— BEGIN DATA SHOWN —
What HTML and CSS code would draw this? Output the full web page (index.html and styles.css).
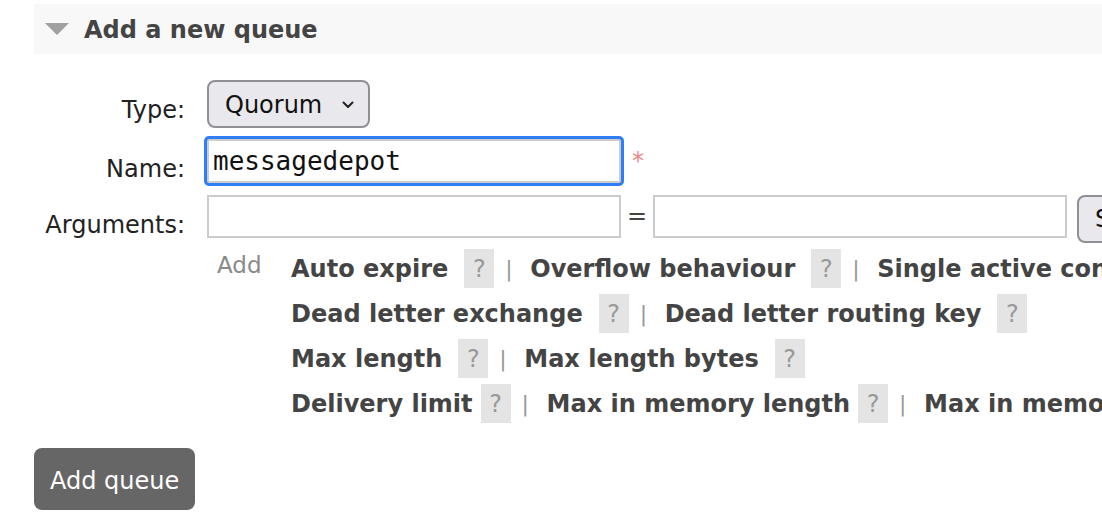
FILE: index.html
```html
<!DOCTYPE html>
<html lang="en">
<head>
<meta charset="utf-8">
<title>Add a new queue</title>
<link rel="stylesheet" href="styles.css">
</head>
<body>
<div class="section-head">
  <span class="tri"></span>
  <h2>Add a new queue</h2>
</div>

<div class="row r1">
  <label class="lbl">Type:</label>
  <div class="field">
    <div class="select type-select">
      <span class="sel-text">Quorum</span>
      <svg class="chev" width="12" height="8" viewBox="0 0 12 8"><path d="M1.5 1.5 L6 6 L10.5 1.5" fill="none" stroke="#222" stroke-width="2" stroke-linecap="round" stroke-linejoin="round"/></svg>
    </div>
  </div>
</div>

<div class="row r2">
  <label class="lbl">Name:</label>
  <div class="field">
    <input class="txt name" type="text" value="messagedepot">
    <span class="req">*</span>
  </div>
</div>

<div class="row r3">
  <label class="lbl">Arguments:</label>
  <div class="field">
    <input class="txt arg" type="text">
    <span class="eq">=</span>
    <input class="txt arg" type="text">
    <div class="select type-small">
      <span class="sel-text">String</span>
      <svg class="chev" width="12" height="8" viewBox="0 0 12 8"><path d="M1.5 1.5 L6 6 L10.5 1.5" fill="none" stroke="#222" stroke-width="2" stroke-linecap="round" stroke-linejoin="round"/></svg>
    </div>
  </div>
</div>

<div class="row r4">
  <span class="lbl"></span>
  <div class="field add-field">
    <span class="add">Add</span>
    <div class="links">
      <div class="line">
        <span class="arg-link">Auto expire</span><span class="help">?</span><span class="sep">|</span><span class="arg-link">Overflow behaviour</span><span class="help">?</span><span class="sep">|</span><span class="arg-link">Single active consumer</span><span class="help">?</span>
      </div>
      <div class="line">
        <span class="arg-link">Dead letter exchange</span><span class="help">?</span><span class="sep">|</span><span class="arg-link">Dead letter routing key</span><span class="help">?</span>
      </div>
      <div class="line">
        <span class="arg-link">Max length</span><span class="help">?</span><span class="sep">|</span><span class="arg-link">Max length bytes</span><span class="help">?</span>
      </div>
      <div class="line">
        <span class="arg-link">Delivery limit</span><span class="help tight">?</span><span class="sep">|</span><span class="arg-link">Max in memory length</span><span class="help tight">?</span><span class="sep">|</span><span class="arg-link">Max in memory bytes</span><span class="help tight">?</span>
      </div>
    </div>
  </div>
</div>

<button class="btn" type="button">Add queue</button>
</body>
</html>
```

FILE: styles.css
```css
html, body {
  margin: 0;
  padding: 0;
  overflow: hidden;
  background: #fff;
}

body {
  width: 1102px;
  height: 532px;
  font-family: "DejaVu Sans", Verdana, sans-serif;
  font-size: 24px;
  color: #222;
}

.section-head {
  display: flex;
  align-items: center;
  height: 50px;
  margin: 4px 0 0 34px;
  width: 1200px;
  background: #f8f8f8;
}

.tri {
  width: 0;
  height: 0;
  border-left: 12px solid transparent;
  border-right: 12px solid transparent;
  border-top: 12px solid #a0a0a0;
  margin-left: 11px;
  margin-right: 15px;
}

.section-head h2 {
  margin: 0;
  font-size: 24px;
  font-weight: bold;
  color: #444;
  line-height: 47px;
  padding-top: 3px;
}

.row {
  display: flex;
  align-items: flex-start;
  white-space: nowrap;
}

.r1 { margin-top: 26px; }
.r2 { margin-top: 11px; }
.r3 { margin-top: 12px; }
.r4 { margin-top: 3px; }

.lbl {
  flex: none;
  width: 185px;
  text-align: right;
  padding-top: 16px;
  line-height: 28px;
  color: #222;
}

.field {
  display: flex;
  align-items: flex-start;
  margin-left: 22px;
}

.select {
  box-sizing: border-box;
  display: flex;
  align-items: center;
  height: 48px;
  border: 2px solid #8f8f95;
  border-radius: 8px;
  background: #e9e9ed;
  color: #111;
  flex: none;
}

.type-select {
  width: 163px;
  padding-left: 16px;
  padding-top: 2px;
}

.type-small {
  width: 120px;
  padding-left: 16px;
  margin-left: 10px;
}

.sel-text {
  line-height: 28px;
}

.chev {
  margin-left: auto;
  margin-right: 14px;
}

.txt {
  box-sizing: border-box;
  width: 414px;
  height: 44px;
  margin: 0;
  padding: 0 4px;
  border: 2px solid #cccccc;
  border-radius: 0;
  background: #fff;
  outline: none;
  font-family: "DejaVu Sans Mono", monospace;
  font-size: 26px;
  color: #111;
  flex: none;
}

.name {
  border-radius: 2px;
  box-shadow: 0 0 0 3px #2f7ef5;
}

.arg {
  height: 43px;
}

.req {
  margin-left: 11px;
  padding-top: 8px;
  line-height: 28px;
  color: #ef8585;
}

.eq {
  width: 32px;
  text-align: center;
  line-height: 43px;
  color: #444;
}

.add-field {
  align-items: flex-start;
}

.add {
  width: 74px;
  margin-left: 10px;
  padding-top: 5px;
  font-size: 23px;
  line-height: 28px;
  color: #8a8a8a;
}

.links {
  display: flex;
  flex-direction: column;
}

.line {
  display: flex;
  align-items: center;
  height: 45px;
  white-space: nowrap;
}

.arg-link {
  font-weight: bold;
  color: #444;
}

.help {
  display: inline-flex;
  align-items: center;
  justify-content: center;
  width: 30px;
  height: 39px;
  margin-left: 16px;
  background: #e4e4e4;
  color: #999;
  font-size: 24px;
}

.help.tight {
  margin-left: 8px;
}

.sep {
  width: 36px;
  padding-left: 11px;
  box-sizing: border-box;
  color: #999;
  font-size: 22px;
}

.btn {
  display: block;
  margin: 22px 0 0 34px;
  height: 62px;
  padding: 3px 16px 0;
  border: none;
  border-radius: 8px;
  background: #666;
  color: #fff;
  font-family: "DejaVu Sans", Verdana, sans-serif;
  font-size: 24px;
}
```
— END DATA SHOWN —
> **EXERCISE REQUIREMENTS**:
Go through the listing above and write it all out exactly, leaving out any picture.

> **ANSWER TO THIS TASK**:
What HTML and CSS code would draw this? Output the full web page (index.html and styles.css).
FILE: index.html
```html
<!DOCTYPE html>
<html lang="en">
<head>
<meta charset="utf-8">
<title>Add a new queue</title>
<link rel="stylesheet" href="styles.css">
</head>
<body>
<div class="section-head">
  <span class="tri"></span>
  <h2>Add a new queue</h2>
</div>

<div class="row r1">
  <label class="lbl">Type:</label>
  <div class="field">
    <div class="select type-select">
      <span class="sel-text">Quorum</span>
      <svg class="chev" width="12" height="8" viewBox="0 0 12 8"><path d="M1.5 1.5 L6 6 L10.5 1.5" fill="none" stroke="#222" stroke-width="2" stroke-linecap="round" stroke-linejoin="round"/></svg>
    </div>
  </div>
</div>

<div class="row r2">
  <label class="lbl">Name:</label>
  <div class="field">
    <input class="txt name" type="text" value="messagedepot">
    <span class="req">*</span>
  </div>
</div>

<div class="row r3">
  <label class="lbl">Arguments:</label>
  <div class="field">
    <input class="txt arg" type="text">
    <span class="eq">=</span>
    <input class="txt arg" type="text">
    <div class="select type-small">
      <span class="sel-text">String</span>
      <svg class="chev" width="12" height="8" viewBox="0 0 12 8"><path d="M1.5 1.5 L6 6 L10.5 1.5" fill="none" stroke="#222" stroke-width="2" stroke-linecap="round" stroke-linejoin="round"/></svg>
    </div>
  </div>
</div>

<div class="row r4">
  <span class="lbl"></span>
  <div class="field add-field">
    <span class="add">Add</span>
    <div class="links">
      <div class="line">
        <span class="arg-link">Auto expire</span><span class="help">?</span><span class="sep">|</span><span class="arg-link">Overflow behaviour</span><span class="help">?</span><span class="sep">|</span><span class="arg-link">Single active consumer</span><span class="help">?</span>
      </div>
      <div class="line">
        <span class="arg-link">Dead letter exchange</span><span class="help">?</span><span class="sep">|</span><span class="arg-link">Dead letter routing key</span><span class="help">?</span>
      </div>
      <div class="line">
        <span class="arg-link">Max length</span><span class="help">?</span><span class="sep">|</span><span class="arg-link">Max length bytes</span><span class="help">?</span>
      </div>
      <div class="line">
        <span class="arg-link">Delivery limit</span><span class="help tight">?</span><span class="sep">|</span><span class="arg-link">Max in memory length</span><span class="help tight">?</span><span class="sep">|</span><span class="arg-link">Max in memory bytes</span><span class="help tight">?</span>
      </div>
    </div>
  </div>
</div>

<button class="btn" type="button">Add queue</button>
</body>
</html>
```

FILE: styles.css
```css
html, body {
  margin: 0;
  padding: 0;
  overflow: hidden;
  background: #fff;
}

body {
  width: 1102px;
  height: 532px;
  font-family: "DejaVu Sans", Verdana, sans-serif;
  font-size: 24px;
  color: #222;
}

.section-head {
  display: flex;
  align-items: center;
  height: 50px;
  margin: 4px 0 0 34px;
  width: 1200px;
  background: #f8f8f8;
}

.tri {
  width: 0;
  height: 0;
  border-left: 12px solid transparent;
  border-right: 12px solid transparent;
  border-top: 12px solid #a0a0a0;
  margin-left: 11px;
  margin-right: 15px;
}

.section-head h2 {
  margin: 0;
  font-size: 24px;
  font-weight: bold;
  color: #444;
  line-height: 47px;
  padding-top: 3px;
}

.row {
  display: flex;
  align-items: flex-start;
  white-space: nowrap;
}

.r1 { margin-top: 26px; }
.r2 { margin-top: 11px; }
.r3 { margin-top: 12px; }
.r4 { margin-top: 3px; }

.lbl {
  flex: none;
  width: 185px;
  text-align: right;
  padding-top: 16px;
  line-height: 28px;
  color: #222;
}

.field {
  display: flex;
  align-items: flex-start;
  margin-left: 22px;
}

.select {
  box-sizing: border-box;
  display: flex;
  align-items: center;
  height: 48px;
  border: 2px solid #8f8f95;
  border-radius: 8px;
  background: #e9e9ed;
  color: #111;
  flex: none;
}

.type-select {
  width: 163px;
  padding-left: 16px;
  padding-top: 2px;
}

.type-small {
  width: 120px;
  padding-left: 16px;
  margin-left: 10px;
}

.sel-text {
  line-height: 28px;
}

.chev {
  margin-left: auto;
  margin-right: 14px;
}

.txt {
  box-sizing: border-box;
  width: 414px;
  height: 44px;
  margin: 0;
  padding: 0 4px;
  border: 2px solid #cccccc;
  border-radius: 0;
  background: #fff;
  outline: none;
  font-family: "DejaVu Sans Mono", monospace;
  font-size: 26px;
  color: #111;
  flex: none;
}

.name {
  border-radius: 2px;
  box-shadow: 0 0 0 3px #2f7ef5;
}

.arg {
  height: 43px;
}

.req {
  margin-left: 11px;
  padding-top: 8px;
  line-height: 28px;
  color: #ef8585;
}

.eq {
  width: 32px;
  text-align: center;
  line-height: 43px;
  color: #444;
}

.add-field {
  align-items: flex-start;
}

.add {
  width: 74px;
  margin-left: 10px;
  padding-top: 5px;
  font-size: 23px;
  line-height: 28px;
  color: #8a8a8a;
}

.links {
  display: flex;
  flex-direction: column;
}

.line {
  display: flex;
  align-items: center;
  height: 45px;
  white-space: nowrap;
}

.arg-link {
  font-weight: bold;
  color: #444;
}

.help {
  display: inline-flex;
  align-items: center;
  justify-content: center;
  width: 30px;
  height: 39px;
  margin-left: 16px;
  background: #e4e4e4;
  color: #999;
  font-size: 24px;
}

.help.tight {
  margin-left: 8px;
}

.sep {
  width: 36px;
  padding-left: 11px;
  box-sizing: border-box;
  color: #999;
  font-size: 22px;
}

.btn {
  display: block;
  margin: 22px 0 0 34px;
  height: 62px;
  padding: 3px 16px 0;
  border: none;
  border-radius: 8px;
  background: #666;
  color: #fff;
  font-family: "DejaVu Sans", Verdana, sans-serif;
  font-size: 24px;
}
```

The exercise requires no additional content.